Fremde verlaufen sich in den verwinkelten, manchmal nur 80 Zentimeter schmalen, namenlosen Gassen. Ohne Ortskundigen finden Touristen ihren Weg hier nicht.
Eine 24 Kilometer lange, aus rohem Lehm erbaute, zinnenbewehrte Stadtmauer umschließt die gesamte Altstadt.
Zugänge zur Altstadt sind 14 reich verzierte Stadttore. Die größten sind – mit weitläufigen, geschäftigen Plätzen, Taxiständen und Cafés davor – das Bab (arab. Tor) R’cif und das Bab Boujeloud.
Den besten Ausblick auf die gesamte Anlage bietet die Terrasse des Luxushotels Les Mérinides (lesmerinides.com) , perfekt für einen Sundowner mit Blick über die Médina im Abendlicht sowie die Hügel nördlich und südlich der Stadt.

Vorsicht: Vor allem an den Stadttoren sprechen sogenannte falsche Führer (faux guides) Touristen an, verwickeln sie in ein Gespräch und wollen ihnen Sehenswürdigkeiten zeigen. Am Ende ihres Freundschaftsdienstes verlangen sie dann saftige Honorare und können sehr ungemütlich werden, wenn man nicht zahlt.

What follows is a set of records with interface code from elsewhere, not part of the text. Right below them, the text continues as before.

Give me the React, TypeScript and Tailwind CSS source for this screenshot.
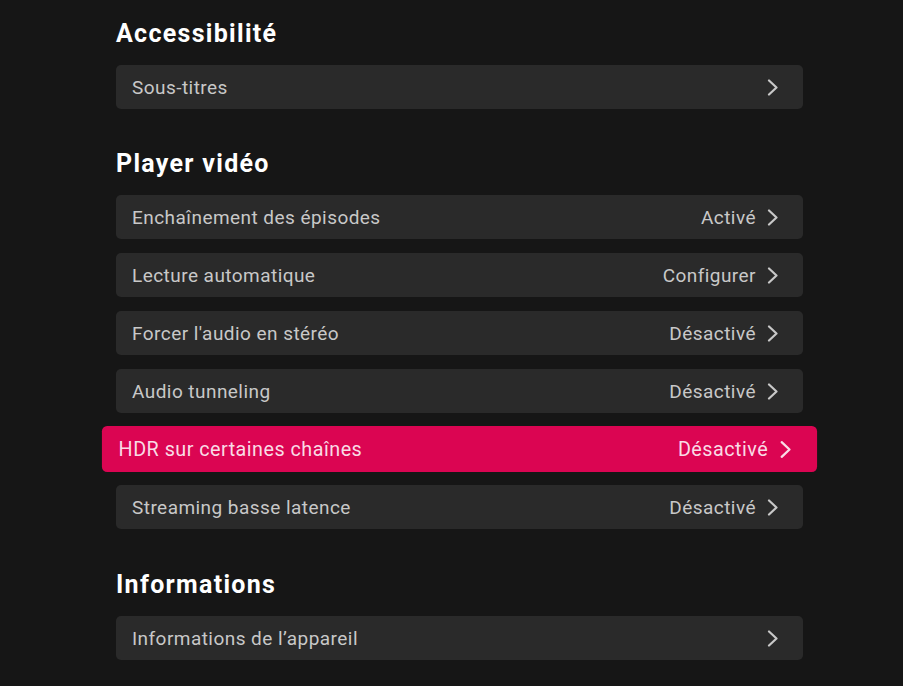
import React, { FC } from 'react';

interface IRow {
  label: string;
  value?: string;
  active?: boolean;
}

const Chevron: FC = () => (
  <svg width="12" height="17" viewBox="0 0 12 17" fill="none" className="shrink-0">
    <path d="M2 1.5 L9.5 8.5 L2 15.5" stroke="currentColor" strokeWidth="2.2" strokeLinecap="round" strokeLinejoin="round" />
  </svg>
);

const SettingsRow: FC<IRow> = ({ label, value, active }) => (
  <div
    className={
      active
        ? 'flex h-[44px] items-center justify-between rounded-[5px] bg-[#db0552] pl-4 pr-[24px] text-[#f9dbe5] scale-x-[1.041] scale-y-[1.045]'
        : 'flex h-[44px] items-center justify-between rounded-[5px] bg-[#2a2a2a] pl-4 pr-[24px] text-[#c8c8c8]'
    }
  >
    <span className="text-[19px] leading-none tracking-[0.45px]">{label}</span>
    <div className="flex items-center gap-[11px]">
      {value && <span className="text-[19px] leading-none tracking-[0.45px]">{value}</span>}
      <Chevron />
    </div>
  </div>
);

const SectionTitle: FC<{ title: string }> = ({ title }) => (
  <h2 className="h-[32px] text-[25px] font-bold leading-[34px] tracking-[1.3px] text-white">{title}</h2>
);

const player: IRow[] = [
  { label: 'Enchaînement des épisodes', value: 'Activé' },
  { label: 'Lecture automatique', value: 'Configurer' },
  { label: "Forcer l'audio en stéréo", value: 'Désactivé' },
  { label: 'Audio tunneling', value: 'Désactivé' },
  { label: 'HDR sur certaines chaînes', value: 'Désactivé', active: true },
  { label: 'Streaming basse latence', value: 'Désactivé' },
];

const App: FC = () => {
  return (
    <div className="min-h-[686px] w-full bg-[#161616] font-['Roboto',sans-serif]">
      <div className="ml-[116px] w-[687px] pt-[17px]">
        <SectionTitle title="Accessibilité" />
        <div className="mt-4">
          <SettingsRow label="Sous-titres" />
        </div>

        <div className="mt-[38px]">
          <SectionTitle title="Player vidéo" />
        </div>
        <div className="mt-4 flex flex-col gap-[14px]">
          {player.map((item) => (
            <SettingsRow key={item.label} {...item} />
          ))}
        </div>

        <div className="mt-[39px]">
          <SectionTitle title="Informations" />
        </div>
        <div className="mt-4">
          <SettingsRow label="Informations de l’appareil" />
        </div>
      </div>
    </div>
  );
};

export default App;
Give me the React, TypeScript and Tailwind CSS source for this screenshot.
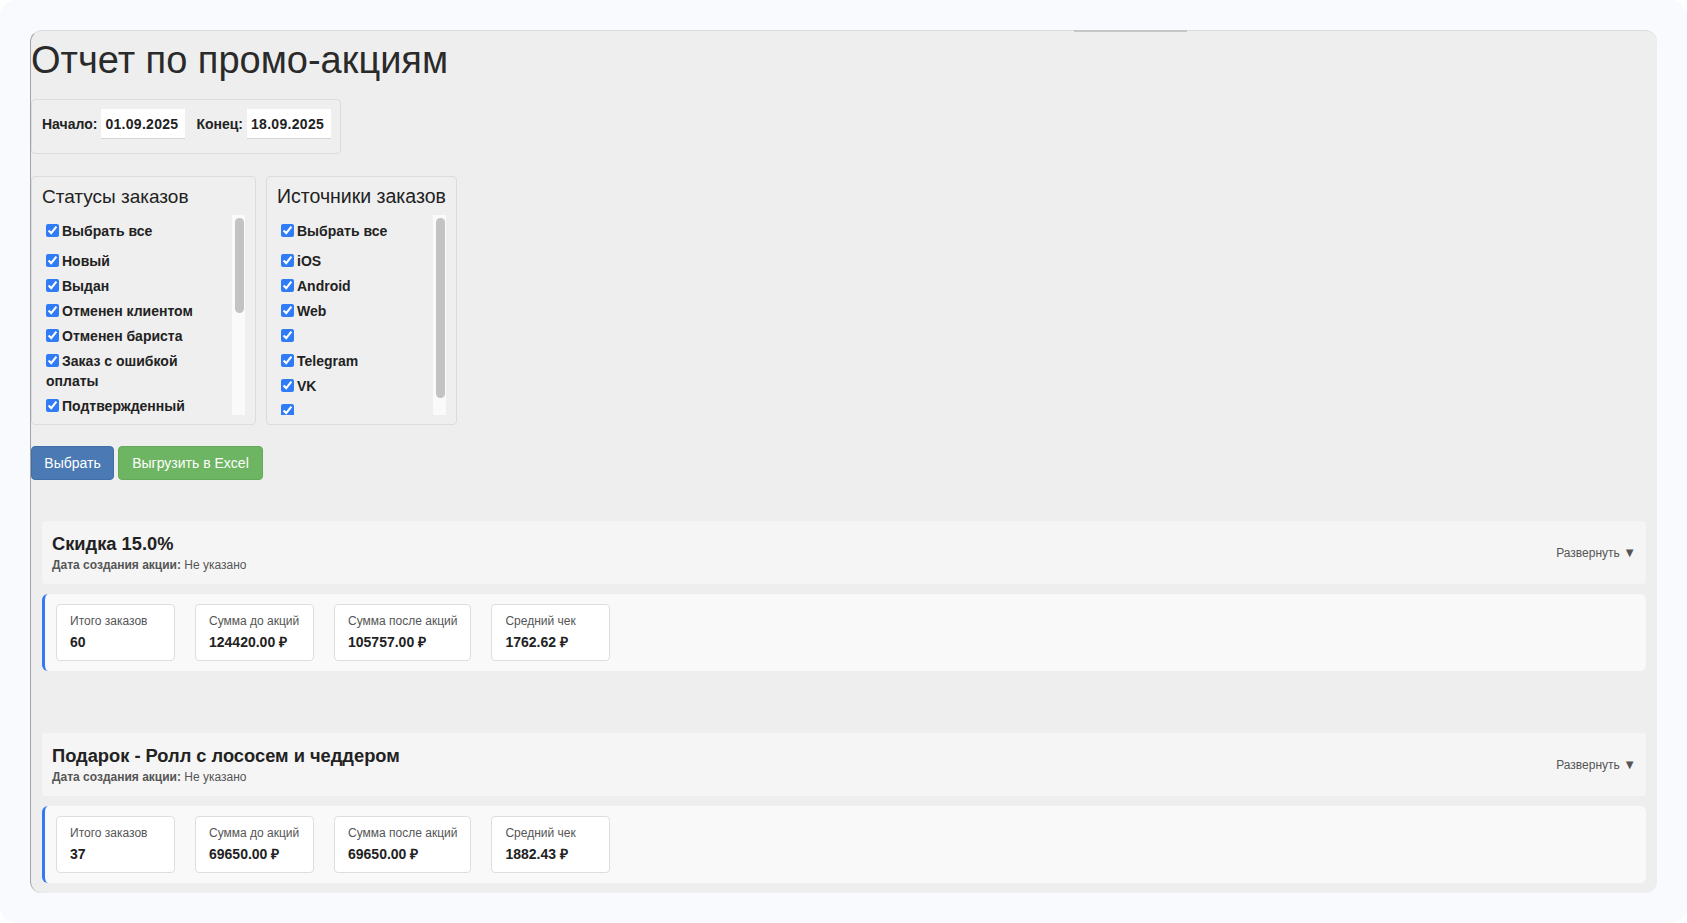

In der Altstadt verfolgen Zivilbeamte der Touristenpolizei (rote Armbinden mit der weißen Aufschrift „Police Touristique“) die falschen Fremdenführer.

Markt: Jedes Altstadtviertel hat seinen eigenen kleinen Markt, seine eigene Moschee, seinen Brunnen, einen Foundouk (einst Karawanserei, heute meist Werkstätten und Lagerhäuser) und einen Gemeinschaftsofen, in dem die Anwohner auch heute noch ihr Brot backen.
Daneben gibt es Märkte für einzelne Produktsorten wie den Gewürz- und Hennamarkt (ein Festival der Düfte).